─── Raw data
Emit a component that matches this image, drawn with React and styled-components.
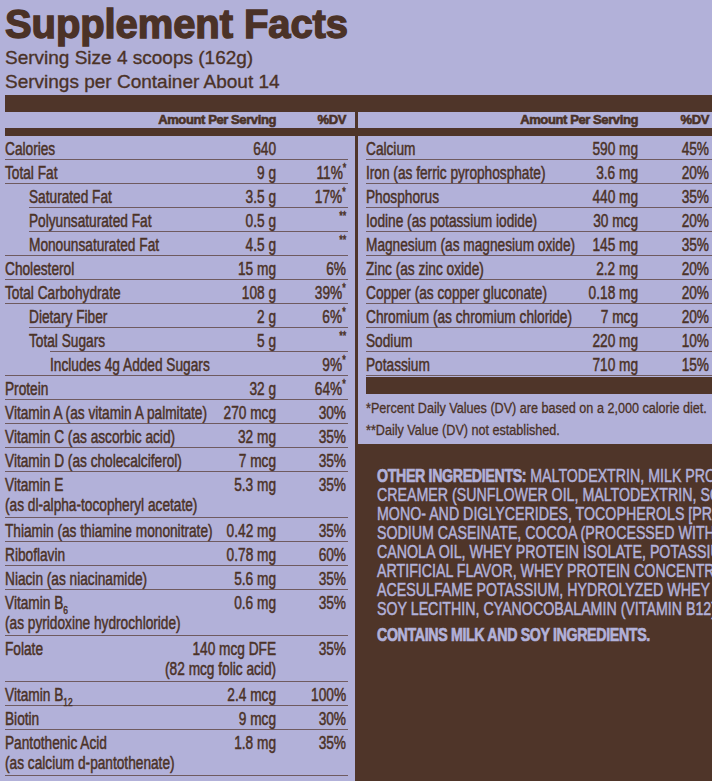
import React from 'react';
import styled, { createGlobalStyle } from 'styled-components';

const LAV = '#b2b1d9';
const BROWN = '#4f3529';
const INK = '#4b3227';
const RULE = '#6f5b60';
const SANS = '"Liberation Sans", Arial, sans-serif';
const SQUEEZE = 0.76;

const left = [
  { name: 'Calories', amt: '640' },
  { name: 'Total Fat', amt: '9 g', dv: '11%', star: '*' },
  { name: 'Saturated Fat', amt: '3.5 g', dv: '17%', star: '*', indent: 24, rule: 24 },
  { name: 'Polyunsaturated Fat', amt: '0.5 g', star: '**', indent: 24, rule: 24 },
  { name: 'Monounsaturated Fat', amt: '4.5 g', star: '**', indent: 24 },
  { name: 'Cholesterol', amt: '15 mg', dv: '6%' },
  { name: 'Total Carbohydrate', amt: '108 g', dv: '39%', star: '*' },
  { name: 'Dietary Fiber', amt: '2 g', dv: '6%', star: '*', indent: 24, rule: 24 },
  { name: 'Total Sugars', amt: '5 g', star: '**', indent: 24, rule: 45 },
  { name: 'Includes 4g Added Sugars', dv: '9%', star: '*', indent: 45 },
  { name: 'Protein', amt: '32 g', dv: '64%', star: '*' },
  { name: 'Vitamin A (as vitamin A palmitate)', amt: '270 mcg', dv: '30%' },
  { name: 'Vitamin C (as ascorbic acid)', amt: '32 mg', dv: '35%' },
  { name: 'Vitamin D (as cholecalciferol)', amt: '7 mcg', dv: '35%' },
  { name: 'Vitamin E', sub: '(as dl-alpha-tocopheryl acetate)', amt: '5.3 mg', dv: '35%' },
  { name: 'Thiamin (as thiamine mononitrate)', amt: '0.42 mg', dv: '35%' },
  { name: 'Riboflavin', amt: '0.78 mg', dv: '60%' },
  { name: 'Niacin (as niacinamide)', amt: '5.6 mg', dv: '35%' },
  { name: 'Vitamin B', b: '6', sub: '(as pyridoxine hydrochloride)', amt: '0.6 mg', dv: '35%' },
  { name: 'Folate', amt: '140 mcg DFE', amt2: '(82 mcg folic acid)', dv: '35%' },
  { name: 'Vitamin B', b: '12', amt: '2.4 mcg', dv: '100%' },
  { name: 'Biotin', amt: '9 mcg', dv: '30%' },
  { name: 'Pantothenic Acid', sub: '(as calcium d-pantothenate)', amt: '1.8 mg', dv: '35%' },
];

const right = [
  { name: 'Calcium', amt: '590 mg', dv: '45%' },
  { name: 'Iron (as ferric pyrophosphate)', amt: '3.6 mg', dv: '20%' },
  { name: 'Phosphorus', amt: '440 mg', dv: '35%' },
  { name: 'Iodine (as potassium iodide)', amt: '30 mcg', dv: '20%' },
  { name: 'Magnesium (as magnesium oxide)', amt: '145 mg', dv: '35%' },
  { name: 'Zinc (as zinc oxide)', amt: '2.2 mg', dv: '20%' },
  { name: 'Copper (as copper gluconate)', amt: '0.18 mg', dv: '20%' },
  { name: 'Chromium (as chromium chloride)', amt: '7 mcg', dv: '20%' },
  { name: 'Sodium', amt: '220 mg', dv: '10%' },
  { name: 'Potassium', amt: '710 mg', dv: '15%' },
];

const ingredients = [
  ' MALTODEXTRIN, MILK PROTEIN CONCENTRATE, NON-DAIRY',
  'CREAMER (SUNFLOWER OIL, MALTODEXTRIN, SODIUM CASEINATE,',
  'MONO- AND DIGLYCERIDES, TOCOPHEROLS [PROTECT FRESHNESS]),',
  'SODIUM CASEINATE, COCOA (PROCESSED WITH ALKALI),',
  'CANOLA OIL, WHEY PROTEIN ISOLATE, POTASSIUM CHLORIDE,',
  'ARTIFICIAL FLAVOR, WHEY PROTEIN CONCENTRATE,',
  'ACESULFAME POTASSIUM, HYDROLYZED WHEY PROTEIN,',
  'SOY LECITHIN, CYANOCOBALAMIN (VITAMIN B12).',
];

const GlobalStyle = createGlobalStyle`
  html, body { margin: 0; padding: 0; background: ${LAV}; }
  body { font-family: ${SANS}; color: ${INK}; }
`;

const Page = styled.div`
  width: 712px;
  height: 781px;
  overflow: hidden;
  padding-left: 5px;
  box-sizing: border-box;
  display: flex;
  flex-direction: column;
`;

const Title = styled.h1`
  margin: 2px 0 0;
  font-family: ${SANS};
  font-weight: 700;
  font-size: 40px;
  line-height: 44px;
  letter-spacing: -0.1px;
  -webkit-text-stroke: 1.4px ${INK};
`;

const Serving = styled.div`
  font-size: 19px;
  line-height: 24px;
  -webkit-text-stroke: 0.35px ${INK};
`;

const Bar = styled.div`
  height: ${p => p.$h}px;
  background: ${BROWN};
  margin-top: ${p => p.$mt || 0}px;
  flex-shrink: 0;
`;

const Columns = styled.div`
  flex: 1;
  display: flex;
  min-height: 0;
`;

const LeftCol = styled.div`
  width: 350px;
  flex-shrink: 0;
  display: flex;
  flex-direction: column;
`;

const Divider = styled.div`
  width: 3px;
  background: ${BROWN};
  flex-shrink: 0;
`;

const RightCol = styled.div`
  flex: 1;
  display: flex;
  flex-direction: column;
  min-width: 0;
`;

const Panel = styled.div`
  padding-left: ${p => p.$left}px;
  padding-right: ${p => p.$right}px;
  display: flex;
  flex-direction: column;
`;

const HeadRow = styled.div`
  display: grid;
  grid-template-columns: 1fr auto ${p => p.$dv}px;
  height: 16px;
  padding-right: ${p => p.$pr}px;
  font-family: ${SANS};
  font-weight: 700;
  font-size: 13px;
  line-height: 16px;
  letter-spacing: -0.4px;
  -webkit-text-stroke: 0.6px ${INK};
  text-align: right;
`;

const Row = styled.div`
  display: flex;
  flex-direction: column;
`;

const Cells = styled.div`
  padding: 3px ${p => p.$pr}px ${p => (p.$tall ? 2 : 0)}px ${p => p.$indent}px;
  display: grid;
  grid-template-columns: 1fr auto ${p => p.$dv}px;
  font-size: 18px;
  line-height: 20px;
  -webkit-text-stroke: 0.5px ${INK};
  white-space: nowrap;
`;

const Rule = styled.div`
  height: 1px;
  margin-left: ${p => p.$from}px;
  background: ${RULE};
`;

const Cond = styled.span`
  display: inline-block;
  transform: scaleX(${p => p.$s || SQUEEZE});
  transform-origin: ${p => p.$origin || 'left'} center;
`;

const Name = styled.div`
  display: flex;
  flex-direction: column;
  align-items: flex-start;
  min-width: 0;
`;

const Amt = styled.div`
  display: flex;
  flex-direction: column;
  align-items: flex-end;
`;

const Dv = styled.div`
  display: flex;
  justify-content: flex-end;
`;

const Star = styled.span`
  font-size: 12px;
  vertical-align: super;
  line-height: 0;
`;

const Sub = styled.span`
  font-size: 11px;
  vertical-align: sub;
  line-height: 0;
`;

const Notes = styled.div`
  padding: 3px 0 3px;
  font-size: 14px;
  line-height: 22px;
  -webkit-text-stroke: 0.3px ${INK};
  white-space: nowrap;
  display: flex;
  flex-direction: column;
  align-items: flex-start;
`;

const Box = styled.div`
  background: ${LAV};
  display: flex;
  flex-direction: column;
`;

const Ingredients = styled.div`
  flex: 1;
  background: ${BROWN};
  color: ${LAV};
  padding: 23px 0 0 19px;
  overflow: hidden;
  font-size: 18px;
  line-height: 19px;
  -webkit-text-stroke: 0.5px ${LAV};
`;

const Line = styled.div`
  white-space: nowrap;
  transform: scaleX(0.79);
  transform-origin: left center;
`;

const Strong = styled.span`
  font-weight: 700;
  letter-spacing: -0.45px;
  -webkit-text-stroke: 0.7px ${LAV};
`;

const Contains = styled(Line)`
  margin-top: 7px;
  font-weight: 700;
  letter-spacing: -0.45px;
  -webkit-text-stroke: 0.7px ${LAV};
`;

function DataRow({ r, dvw, pr, ruleFrom = 0 }) {
  return (
    <Row>
      <Cells $indent={r.indent || 0} $dv={dvw} $pr={pr} $tall={!!(r.sub || r.amt2)}>
        <Name>
          <Cond>
            {r.name}
            {r.b && <Sub>{r.b}</Sub>}
          </Cond>
          {r.sub && <Cond>{r.sub}</Cond>}
        </Name>
        <Amt>
          <Cond $origin="right">{r.amt}</Cond>
          {r.amt2 && <Cond $origin="right">{r.amt2}</Cond>}
        </Amt>
        <Dv>
          <Cond $origin="right">
            {r.dv}
            {r.star && <Star>{r.star}</Star>}
          </Cond>
        </Dv>
      </Cells>
      <Rule $from={r.rule || ruleFrom} />
    </Row>
  );
}

export default function App() {
  return (
    <>
      <GlobalStyle />
      <Page>
        <Title>Supplement Facts</Title>
        <Serving>Serving Size 4 scoops (162g)</Serving>
        <Serving>Servings per Container About 14</Serving>
        <Bar $h={17} $mt={1} />
        <Columns>
          <LeftCol>
            <HeadRow $dv={70} $pr={9}>
              <span />
              <span>Amount Per Serving</span>
              <span>%DV</span>
            </HeadRow>
            <Bar $h={8} />
            <Panel $left={0} $right={7}>
              {left.map((r, i) => (
                <DataRow key={i} r={r} dvw={70} pr={2} />
              ))}
            </Panel>
          </LeftCol>
          <Divider />
          <RightCol>
            <Box>
              <HeadRow $dv={71} $pr={3}>
                <span />
                <span>Amount Per Serving</span>
                <span>%DV</span>
              </HeadRow>
              <Bar $h={8} />
              <Panel $left={8} $right={0}>
                {right.map((r, i) => (
                  <DataRow key={i} r={r} dvw={71} pr={3} />
                ))}
                <Bar $h={17} $mt={1} />
                <Notes>
                  <Cond $s={0.9}>*Percent Daily Values (DV) are based on a 2,000 calorie diet.</Cond>
                  <Cond $s={0.9}>**Daily Value (DV) not established.</Cond>
                </Notes>
              </Panel>
            </Box>
            <Ingredients>
              {ingredients.map((l, i) => (
                <Line key={i}>
                  {i === 0 && <Strong>OTHER INGREDIENTS:</Strong>}
                  {l}
                </Line>
              ))}
              <Contains>CONTAINS MILK AND SOY INGREDIENTS.</Contains>
            </Ingredients>
          </RightCol>
        </Columns>
      </Page>
    </>
  );
}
──────
Problem description: From the top of the listing above, repeat each line exactly until you reach the line containing "const SQUEEZE = 0.76;", and repeat that one too. Leave the pictures out.

Output of the task:
Emit a component that matches this image, drawn with React and styled-components.
import React from 'react';
import styled, { createGlobalStyle } from 'styled-components';

const LAV = '#b2b1d9';
const BROWN = '#4f3529';
const INK = '#4b3227';
const RULE = '#6f5b60';
const SANS = '"Liberation Sans", Arial, sans-serif';
const SQUEEZE = 0.76;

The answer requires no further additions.